KS3 > Political Reform > MPs
In this section you will learn about the MPs – the men who sat in Parliament – and how they shaped the different Reform Acts.
At the start of this period, many MPs were very wealthy landowners. You needed to be wealthy to become an MP – for a start, you were supposed to own a certain amount of property before you could even stand for election. MPs were not paid when they were in Parliament, so people who needed to work for a living could not become an MP.

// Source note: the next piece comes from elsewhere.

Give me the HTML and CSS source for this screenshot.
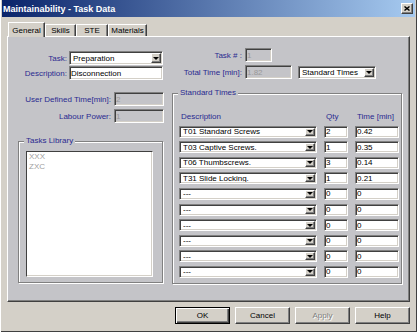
FILE: index.html
```html
<!DOCTYPE html>
<html lang="en">
<head>
    <meta charset="UTF-8">
    <title>Maintainability - Task Data</title>
    <link rel="stylesheet" href="styles.css">
</head>
<body>
    <div class="window">
        <div class="titlebar">
            <span class="title">Maintainability - Task Data</span>
            <span class="close">
                <svg width="6" height="5" viewBox="0 0 6 5"><path d="M0.5 0.5 L5.5 4.5 M5.5 0.5 L0.5 4.5" stroke="#000" stroke-width="1.4"/></svg>
            </span>
        </div>

        <div class="tabs">
            <div class="tab tab-general active">General</div>
            <div class="tab tab-skills">Skills</div>
            <div class="tab tab-ste">STE</div>
            <div class="tab tab-materials">Materials</div>
        </div>

        <div class="panel">
            <div class="top">
                <div class="form form-task">
                    <label class="lbl">Task:</label>
                    <div class="combo"><span class="combo-text">Preparation</span><span class="drop"></span></div>
                    <label class="lbl">Description:</label>
                    <input class="field" value="Disconnection">
                </div>

                <div class="form form-total">
                    <label class="lbl">Task # :</label>
                    <input class="field field-num" value="1" disabled>
                    <label class="lbl">Total Time [min]:</label>
                    <div class="total-row">
                        <input class="field field-total" value="1.82" disabled>
                        <div class="combo combo-mode"><span class="combo-text">Standard Times</span><span class="drop"></span></div>
                    </div>
                </div>
            </div>

            <div class="bottom">
                <div class="left-col">
                    <div class="form form-user">
                        <label class="lbl">User Defined Time[min]:</label>
                        <input class="field" value="2" disabled>
                        <label class="lbl">Labour Power:</label>
                        <input class="field" value="1" disabled>
                    </div>

                    <div class="group library">
                        <span class="group-title">Tasks Library</span>
                        <div class="list">
                            <div>XXX</div>
                            <div>ZXC</div>
                        </div>
                    </div>
                </div>

                <div class="group times">
                    <span class="group-title">Standard Times</span>
                    <div class="times-grid">
                        <div class="th">Description</div>
                        <div class="th">Qty</div>
                        <div class="th">Time [min]</div>

                        <div class="combo"><span class="combo-text">T01 Standard Screws</span><span class="drop"></span></div>
                        <input class="field" value="2">
                        <input class="field" value="0.42">

                        <div class="combo"><span class="combo-text">T03 Captive Screws.</span><span class="drop"></span></div>
                        <input class="field" value="1">
                        <input class="field" value="0.35">

                        <div class="combo"><span class="combo-text">T06 Thumbscrews.</span><span class="drop"></span></div>
                        <input class="field" value="3">
                        <input class="field" value="0.14">

                        <div class="combo"><span class="combo-text">T31 Slide Locking.</span><span class="drop"></span></div>
                        <input class="field" value="1">
                        <input class="field" value="0.21">

                        <div class="combo"><span class="combo-text">---</span><span class="drop"></span></div>
                        <input class="field" value="0">
                        <input class="field" value="0">

                        <div class="combo"><span class="combo-text">---</span><span class="drop"></span></div>
                        <input class="field" value="0">
                        <input class="field" value="0">

                        <div class="combo"><span class="combo-text">---</span><span class="drop"></span></div>
                        <input class="field" value="0">
                        <input class="field" value="0">

                        <div class="combo"><span class="combo-text">---</span><span class="drop"></span></div>
                        <input class="field" value="0">
                        <input class="field" value="0">

                        <div class="combo"><span class="combo-text">---</span><span class="drop"></span></div>
                        <input class="field" value="0">
                        <input class="field" value="0">

                        <div class="combo"><span class="combo-text">---</span><span class="drop"></span></div>
                        <input class="field" value="0">
                        <input class="field" value="0">
                    </div>
                </div>
            </div>
        </div>

        <div class="buttons">
            <button class="btn btn-default">OK</button>
            <button class="btn">Cancel</button>
            <button class="btn" disabled>Apply</button>
            <button class="btn">Help</button>
        </div>
    </div>
</body>
</html>
```

FILE: styles.css
```css
body {
    margin: 0;
    font-family: "Liberation Sans", Arial, sans-serif;
    font-size: 8px;
}
.window {
    width: 417px;
    height: 332px;
    box-sizing: border-box;
    padding: 0 2px;
    background-color: #d4d0c8;
    box-shadow: inset 1px 0 #fff, inset -1px -1px #404040;
    overflow: hidden;
}
.titlebar {
    height: 17px;
    display: flex;
    align-items: center;
    justify-content: space-between;
    padding: 0 2px 0 1px;
    background: linear-gradient(to right, #0a246a, #a6caf0);
}
.title {
    color: #fff;
    font-weight: bold;
    font-size: 9px;
}
.close {
    width: 12px;
    height: 11px;
    box-sizing: border-box;
    display: flex;
    align-items: center;
    justify-content: center;
    background-color: #d4d0c8;
    border: 1px solid;
    border-color: #fff #404040 #404040 #fff;
    box-shadow: inset -1px -1px #808080;
}
.close svg {
    display: block;
}

/* tabs */
.tabs {
    display: flex;
    align-items: flex-end;
    height: 14px;
    margin-top: 5px;
    padding-left: 6px;
}
.tab {
    height: 12px;
    box-sizing: border-box;
    display: flex;
    align-items: center;
    justify-content: center;
    border: 1px solid;
    border-bottom: none;
    border-color: #fff #404040 transparent #fff;
    box-shadow: inset -1px 0 #808080;
    background-color: #d4d0c8;
}
.tab.active {
    height: 15px;
    margin-bottom: -1px;
    position: relative;
    z-index: 1;
}
.tab-general { width: 37px; }
.tab-skills { width: 31px; }
.tab-ste { width: 32px; }
.tab-materials { width: 39px; }

.panel {
    margin-left: 5px;
    width: 403px;
    height: 266px;
    box-sizing: border-box;
    background-color: #c4c4c8;
    border: 1px solid;
    border-color: #fff #404040 #404040 #fff;
    box-shadow: inset -1px -1px #808080;
}

/* inputs */
.field {
    box-sizing: border-box;
    height: 14px;
    width: 100%;
    margin: 0;
    padding: 0 1px;
    font: inherit;
    color: #000;
    background-color: #fff;
    border: 1px solid;
    border-color: #808080 #fff #fff #808080;
    box-shadow: inset 1px 1px #404040, inset -1px -1px #d4d0c8;
    outline: none;
}
.field:disabled {
    background-color: #c4c4c8;
    color: #999;
    -webkit-text-fill-color: #999;
    opacity: 1;
}
.combo {
    box-sizing: border-box;
    height: 14px;
    display: flex;
    align-items: stretch;
    padding: 1px 1px 1px 3px;
    background-color: #fff;
    border: 1px solid;
    border-color: #808080 #fff #fff #808080;
    box-shadow: inset 1px 1px #404040, inset -1px -1px #d4d0c8;
}
.combo-text {
    flex: 1;
    display: flex;
    align-items: center;
    white-space: nowrap;
    overflow: hidden;
}
.drop {
    width: 10px;
    box-sizing: border-box;
    display: flex;
    align-items: center;
    justify-content: center;
    background-color: #d4d0c8;
    border: 1px solid;
    border-color: #fff #404040 #404040 #fff;
    box-shadow: inset -1px -1px #808080;
}
.drop::after {
    content: "";
    border-left: 3px solid transparent;
    border-right: 3px solid transparent;
    border-top: 3px solid #000;
}

/* form grids */
.form {
    display: grid;
    grid-auto-rows: 14px;
}
.lbl {
    color: #2a2a90;
    text-align: right;
    align-self: center;
    white-space: nowrap;
}
.top {
    display: flex;
    align-items: flex-start;
}
.form-task {
    margin: 14px 0 0 9px;
    grid-template-columns: 50px 94px;
    column-gap: 2px;
    row-gap: 1px;
}
.form-total {
    margin: 11px 0 0 17px;
    grid-template-columns: 62px 131px;
    column-gap: 3px;
    row-gap: 3px;
}
.total-row {
    display: flex;
    align-items: flex-start;
    gap: 6px;
}
.form-total .field-num { width: 27px; }
.form-total .field-total { width: 47px; flex: none; }
.form-total .combo-mode {
    width: 78px;
    height: 13px;
    margin-top: 1px;
    flex: none;
}

/* lower part */
.bottom {
    display: flex;
    align-items: flex-start;
}
.left-col {
    width: 147px;
    margin-left: 9px;
    padding-top: 12px;
}
.form-user {
    grid-template-columns: 94px 50px;
    column-gap: 3px;
    row-gap: 3px;
}
.group {
    position: relative;
    box-sizing: border-box;
    border: 1px solid #808080;
    box-shadow: inset 1px 1px #fff, 1px 1px #fff;
}
.group-title {
    position: absolute;
    top: -6px;
    left: 5px;
    padding: 0 2px;
    line-height: 10px;
    color: #2a2a90;
    background-color: #c4c4c8;
}
.library {
    width: 145px;
    height: 142px;
    margin: 18px 0 0 1px;
    padding: 9px 0 0 7px;
}
.list {
    width: 127px;
    height: 126px;
    box-sizing: border-box;
    padding: 0 2px;
    line-height: 10px;
    color: #a0a0a0;
    background-color: #fff;
    border: 1px solid;
    border-color: #404040 #fff #fff #404040;
    box-shadow: inset -1px -1px #d4d0c8;
}
.times {
    width: 230px;
    height: 191px;
    margin: 13px 0 0 8px;
    padding: 16px 0 0 6px;
}
.times-grid {
    display: grid;
    grid-template-columns: 138px 24px 44px;
    grid-auto-rows: 12px;
    column-gap: 7px;
    row-gap: 3.6px;
}
.times-grid .combo,
.times-grid .field {
    height: 12px;
}
.th {
    color: #2a2a90;
    align-self: center;
    padding-left: 2px;
}

/* dialog buttons */
.buttons {
    display: flex;
    justify-content: flex-end;
    gap: 5px;
    margin-top: 5px;
    padding-right: 5px;
}
.btn {
    width: 55px;
    height: 17px;
    box-sizing: border-box;
    padding: 0;
    font: inherit;
    color: #000;
    background-color: #d4d0c8;
    border: 1px solid;
    border-color: #fff #404040 #404040 #fff;
    box-shadow: inset -1px -1px #808080;
}
.btn-default {
    border-color: #000;
    box-shadow: inset 1px 1px #fff, inset -1px -1px #404040, inset -2px -2px #808080;
}
.btn:disabled {
    color: #808080;
    text-shadow: 1px 1px #fff;
}
```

Then, many elections were expensive. The rules about who could vote were different depending on where you lived. In many Constituencies, to win you needed to bribe voters or offer them ‘treats’ – like alcohol – so they would vote for you! In some places the right to vote itself was tied to whether you owned land. Wealthy men could simply buy all the land in one of these ‘rotten’ or ‘pocket’ boroughs and choose who the MP was themselves!
The changes that took place in this period not only gave more people the right to vote, but also changed how MPs were elected so there was less corruption. By the end of the nineteenth century, although MPs were not paid until 1911, there was less need to be rich to become an MP.
Many of the MPs discussed in this section supported reform – although some did not. Others felt that if they didn’t offer some changes then there would be a revolution, so it was best to pass some reforms to avoid this. They all had an impact on how the changes took place.